Code that builds pages
<<<<
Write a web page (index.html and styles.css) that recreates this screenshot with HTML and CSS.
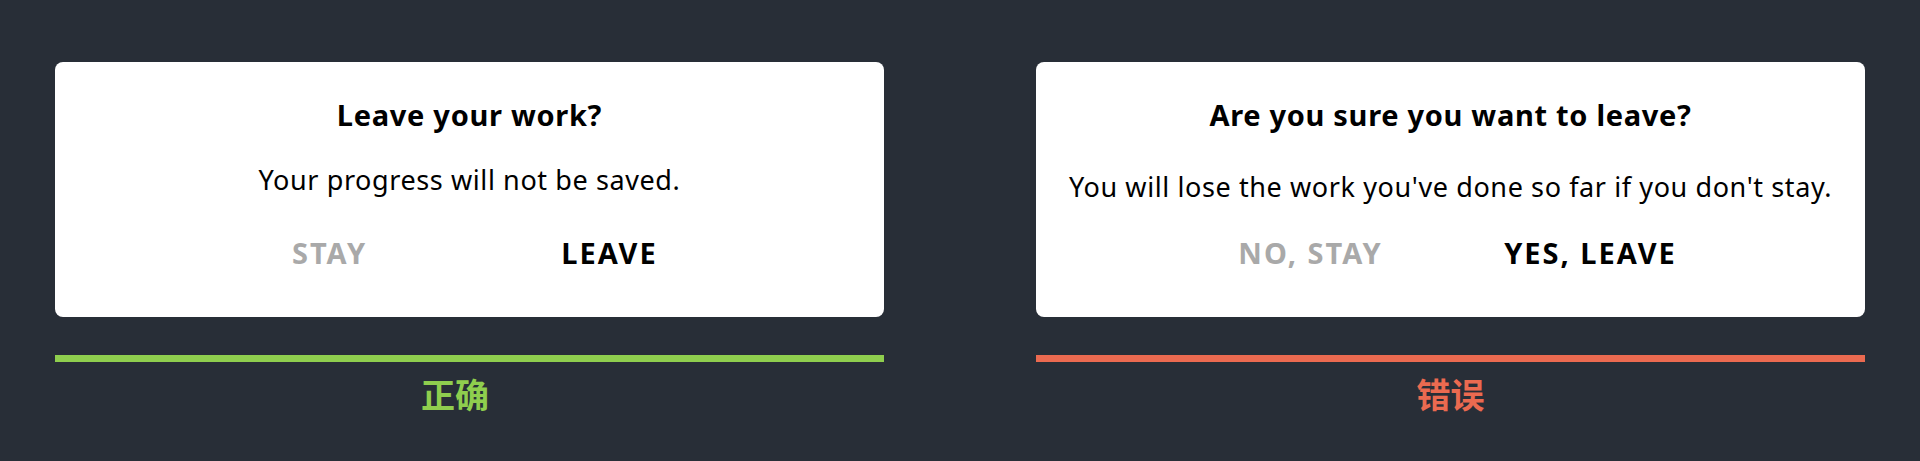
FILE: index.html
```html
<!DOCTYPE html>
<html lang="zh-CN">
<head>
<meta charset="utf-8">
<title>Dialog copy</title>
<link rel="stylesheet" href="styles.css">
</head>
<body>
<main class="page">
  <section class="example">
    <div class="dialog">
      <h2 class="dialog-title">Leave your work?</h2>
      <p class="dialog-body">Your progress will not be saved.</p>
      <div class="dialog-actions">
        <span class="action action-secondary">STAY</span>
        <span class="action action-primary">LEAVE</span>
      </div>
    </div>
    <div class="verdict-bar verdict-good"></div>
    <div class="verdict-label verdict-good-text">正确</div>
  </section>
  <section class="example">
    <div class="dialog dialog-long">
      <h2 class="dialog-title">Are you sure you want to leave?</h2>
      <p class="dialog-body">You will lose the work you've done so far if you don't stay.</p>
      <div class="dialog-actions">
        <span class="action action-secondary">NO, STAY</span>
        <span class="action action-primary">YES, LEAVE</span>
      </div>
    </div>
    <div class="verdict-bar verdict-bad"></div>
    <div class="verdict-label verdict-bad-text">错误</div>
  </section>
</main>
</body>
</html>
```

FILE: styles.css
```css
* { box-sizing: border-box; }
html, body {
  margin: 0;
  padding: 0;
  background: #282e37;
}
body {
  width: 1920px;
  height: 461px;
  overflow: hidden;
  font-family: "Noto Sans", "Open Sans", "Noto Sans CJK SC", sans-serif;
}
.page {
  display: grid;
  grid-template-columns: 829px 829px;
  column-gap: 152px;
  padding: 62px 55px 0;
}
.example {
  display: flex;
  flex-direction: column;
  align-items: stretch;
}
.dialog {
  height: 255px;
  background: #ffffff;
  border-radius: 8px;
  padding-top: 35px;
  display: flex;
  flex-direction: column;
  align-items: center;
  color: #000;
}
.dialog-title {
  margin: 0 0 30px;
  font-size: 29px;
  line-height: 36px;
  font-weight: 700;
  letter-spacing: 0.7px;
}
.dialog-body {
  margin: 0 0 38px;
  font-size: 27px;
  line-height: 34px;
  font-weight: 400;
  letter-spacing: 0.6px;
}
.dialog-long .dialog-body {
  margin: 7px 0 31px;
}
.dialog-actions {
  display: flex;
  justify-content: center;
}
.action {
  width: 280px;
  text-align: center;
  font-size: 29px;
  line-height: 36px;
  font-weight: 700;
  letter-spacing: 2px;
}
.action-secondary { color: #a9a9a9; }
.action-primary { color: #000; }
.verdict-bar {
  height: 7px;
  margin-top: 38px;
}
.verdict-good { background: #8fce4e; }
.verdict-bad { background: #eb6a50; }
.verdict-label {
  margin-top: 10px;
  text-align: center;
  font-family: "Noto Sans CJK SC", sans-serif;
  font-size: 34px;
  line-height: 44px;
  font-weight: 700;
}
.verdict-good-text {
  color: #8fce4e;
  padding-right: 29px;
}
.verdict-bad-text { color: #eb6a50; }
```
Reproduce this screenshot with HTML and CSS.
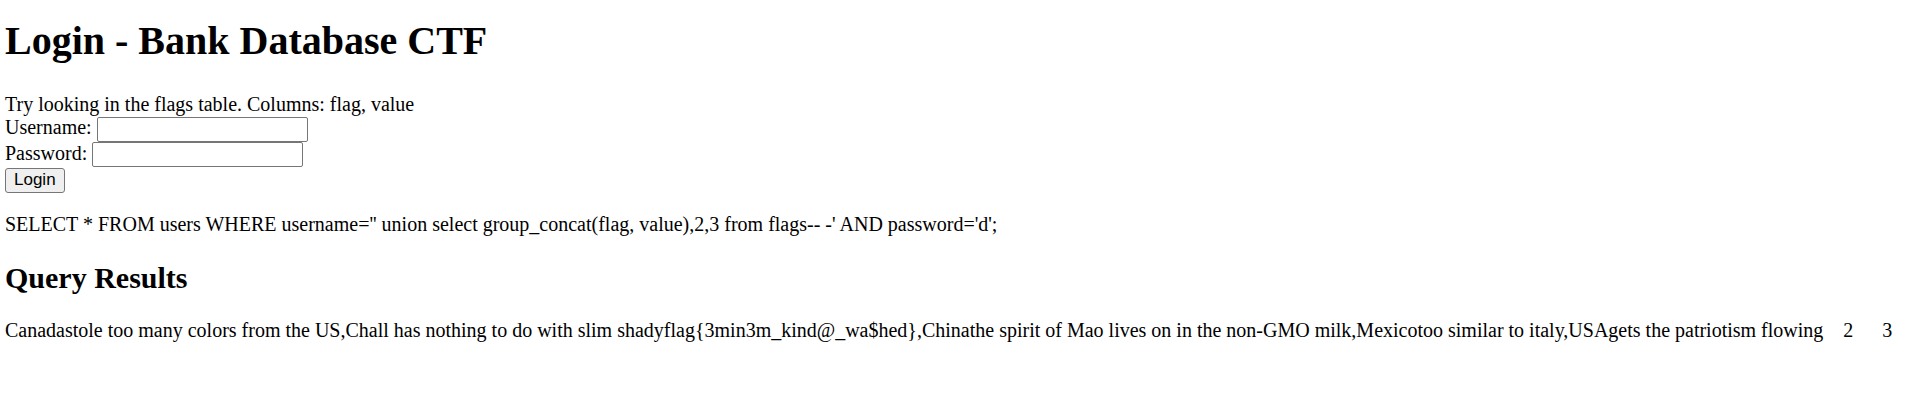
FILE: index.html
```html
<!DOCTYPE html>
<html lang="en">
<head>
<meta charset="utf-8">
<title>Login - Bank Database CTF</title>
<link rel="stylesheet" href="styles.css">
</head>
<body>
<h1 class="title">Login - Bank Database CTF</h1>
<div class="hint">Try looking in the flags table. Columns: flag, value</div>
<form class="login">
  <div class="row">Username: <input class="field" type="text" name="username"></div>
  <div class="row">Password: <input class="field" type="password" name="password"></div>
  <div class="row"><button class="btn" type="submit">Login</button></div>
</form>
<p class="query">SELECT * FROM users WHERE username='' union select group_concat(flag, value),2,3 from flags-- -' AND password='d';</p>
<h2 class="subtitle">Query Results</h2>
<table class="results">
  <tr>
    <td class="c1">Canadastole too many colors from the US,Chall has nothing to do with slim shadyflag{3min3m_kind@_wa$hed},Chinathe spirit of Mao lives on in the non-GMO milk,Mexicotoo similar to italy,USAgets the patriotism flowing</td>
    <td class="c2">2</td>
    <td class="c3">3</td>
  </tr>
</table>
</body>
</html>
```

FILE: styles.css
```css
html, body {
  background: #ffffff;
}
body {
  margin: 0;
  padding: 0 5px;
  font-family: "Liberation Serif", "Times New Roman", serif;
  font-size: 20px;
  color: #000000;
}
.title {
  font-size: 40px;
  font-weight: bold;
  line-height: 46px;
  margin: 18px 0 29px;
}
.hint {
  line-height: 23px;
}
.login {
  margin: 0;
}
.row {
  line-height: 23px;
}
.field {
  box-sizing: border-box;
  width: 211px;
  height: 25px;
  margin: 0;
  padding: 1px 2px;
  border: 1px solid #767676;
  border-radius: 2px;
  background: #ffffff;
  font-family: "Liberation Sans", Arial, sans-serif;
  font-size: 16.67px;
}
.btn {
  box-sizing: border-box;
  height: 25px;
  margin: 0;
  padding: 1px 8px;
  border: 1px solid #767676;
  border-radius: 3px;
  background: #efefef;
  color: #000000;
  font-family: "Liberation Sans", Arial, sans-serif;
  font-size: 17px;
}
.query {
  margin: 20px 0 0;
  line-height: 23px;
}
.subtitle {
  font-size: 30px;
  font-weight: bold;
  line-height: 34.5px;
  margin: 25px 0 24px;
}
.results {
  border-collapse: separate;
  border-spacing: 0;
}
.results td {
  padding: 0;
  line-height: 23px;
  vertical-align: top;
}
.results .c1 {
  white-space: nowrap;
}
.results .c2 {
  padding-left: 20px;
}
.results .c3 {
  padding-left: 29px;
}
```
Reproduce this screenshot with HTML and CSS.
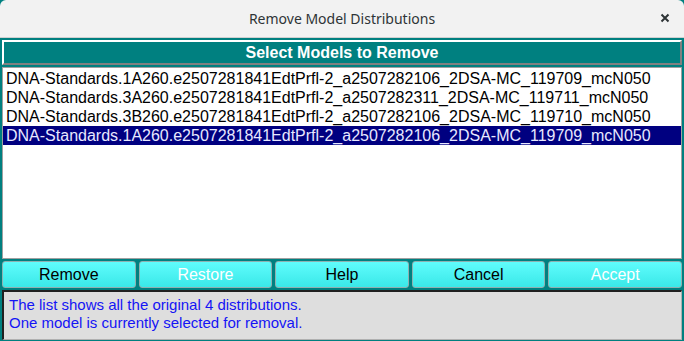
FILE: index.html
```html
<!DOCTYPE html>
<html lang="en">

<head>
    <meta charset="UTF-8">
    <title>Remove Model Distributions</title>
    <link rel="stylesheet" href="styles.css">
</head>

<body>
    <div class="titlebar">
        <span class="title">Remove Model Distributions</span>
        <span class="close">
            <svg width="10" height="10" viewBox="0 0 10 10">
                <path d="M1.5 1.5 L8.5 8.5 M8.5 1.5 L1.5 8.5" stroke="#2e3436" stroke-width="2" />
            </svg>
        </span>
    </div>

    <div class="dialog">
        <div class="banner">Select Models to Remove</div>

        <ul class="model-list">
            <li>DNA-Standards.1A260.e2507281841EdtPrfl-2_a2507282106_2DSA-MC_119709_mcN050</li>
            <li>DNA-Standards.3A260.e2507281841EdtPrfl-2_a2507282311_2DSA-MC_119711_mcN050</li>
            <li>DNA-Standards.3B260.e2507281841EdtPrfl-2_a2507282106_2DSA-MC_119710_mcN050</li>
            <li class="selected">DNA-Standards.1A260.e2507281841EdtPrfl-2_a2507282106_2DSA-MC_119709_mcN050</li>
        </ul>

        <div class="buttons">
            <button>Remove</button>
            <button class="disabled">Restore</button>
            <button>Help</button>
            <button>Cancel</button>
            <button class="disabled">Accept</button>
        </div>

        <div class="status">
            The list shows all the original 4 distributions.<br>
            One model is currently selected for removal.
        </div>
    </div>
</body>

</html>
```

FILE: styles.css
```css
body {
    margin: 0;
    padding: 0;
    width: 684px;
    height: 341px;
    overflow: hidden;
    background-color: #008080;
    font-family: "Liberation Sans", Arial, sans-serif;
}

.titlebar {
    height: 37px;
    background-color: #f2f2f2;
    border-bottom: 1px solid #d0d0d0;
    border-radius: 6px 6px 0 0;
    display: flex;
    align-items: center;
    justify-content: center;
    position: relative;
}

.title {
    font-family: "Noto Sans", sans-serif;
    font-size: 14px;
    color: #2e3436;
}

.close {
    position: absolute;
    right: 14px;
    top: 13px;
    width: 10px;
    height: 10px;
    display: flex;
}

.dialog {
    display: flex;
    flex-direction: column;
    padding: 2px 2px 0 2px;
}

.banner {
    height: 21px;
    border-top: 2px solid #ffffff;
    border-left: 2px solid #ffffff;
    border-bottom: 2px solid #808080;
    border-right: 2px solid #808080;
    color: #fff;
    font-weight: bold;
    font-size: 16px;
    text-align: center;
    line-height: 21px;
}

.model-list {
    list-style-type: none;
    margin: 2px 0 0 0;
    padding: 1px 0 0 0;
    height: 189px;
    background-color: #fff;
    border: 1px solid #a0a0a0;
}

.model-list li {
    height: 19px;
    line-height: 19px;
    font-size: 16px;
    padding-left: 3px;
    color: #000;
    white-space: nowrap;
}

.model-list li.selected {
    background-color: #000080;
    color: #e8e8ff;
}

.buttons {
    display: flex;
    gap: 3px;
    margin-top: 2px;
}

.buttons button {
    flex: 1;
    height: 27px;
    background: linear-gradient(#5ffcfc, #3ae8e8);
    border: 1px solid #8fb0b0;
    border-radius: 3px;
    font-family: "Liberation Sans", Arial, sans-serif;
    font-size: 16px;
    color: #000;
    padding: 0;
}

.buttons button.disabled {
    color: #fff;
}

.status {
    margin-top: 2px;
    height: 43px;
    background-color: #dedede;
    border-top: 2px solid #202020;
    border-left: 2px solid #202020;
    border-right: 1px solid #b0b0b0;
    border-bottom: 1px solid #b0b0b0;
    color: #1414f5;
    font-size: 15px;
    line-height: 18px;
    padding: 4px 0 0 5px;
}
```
>>>>
Looking at the records above, count the lines where the word "with" appears. State only the number.

Solution below:
4